Again glorious, again lonely.
When waiting in the airport or in line at the grocery store, I missed having my Twitter news to check. When something random or interesting happened, I mentally composed a status update and then realized I had nowhere to post it. When I checked my blog traffic, I was sad to discover hits were woefully lower than normal. But, I felt freer, less chained to my phone. And in just a few days, I broke the habit of checking in online, of wasting time poking around Twitter, etc. etc.
After my in-house day of comps though, I told T I wanted my passwords for a few days... a break from the moratorium to celebrate surviving eight hours of solitary confinement. (Also, we were headed to the Reno Air Races and I was excited to keep the AvGeeks informed on the aviation news.) I just about died of laughter when T told me what he'd changed my passwords to...

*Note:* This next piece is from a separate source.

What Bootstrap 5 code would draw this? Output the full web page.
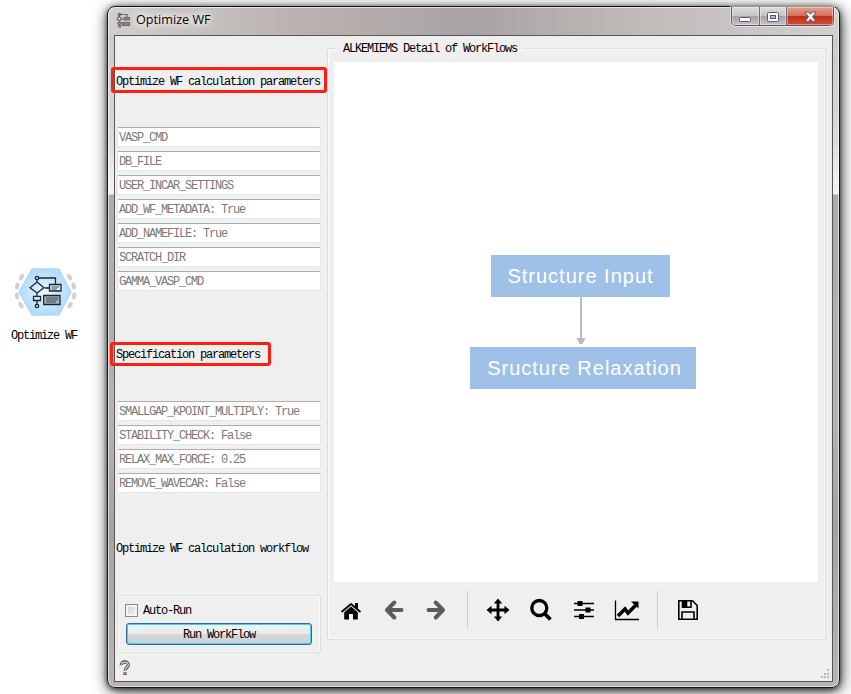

I kept the password for awhile, forcing myself to type the words whenever I wanted to log-in and waste time. As a result, I highly recommend getting rid of all saved passwords... too easy to click a button and screw around.
While I'm now "back" with social media, I've noticed my consumption is less than usual and I'm making a pointed effort not to develop bad habits again. With a prospectus and dissertation looming, I'm certain there will be more moratoria in my future although as the picture indicates above, probably of the entire-internet variety. Ah, we'll see.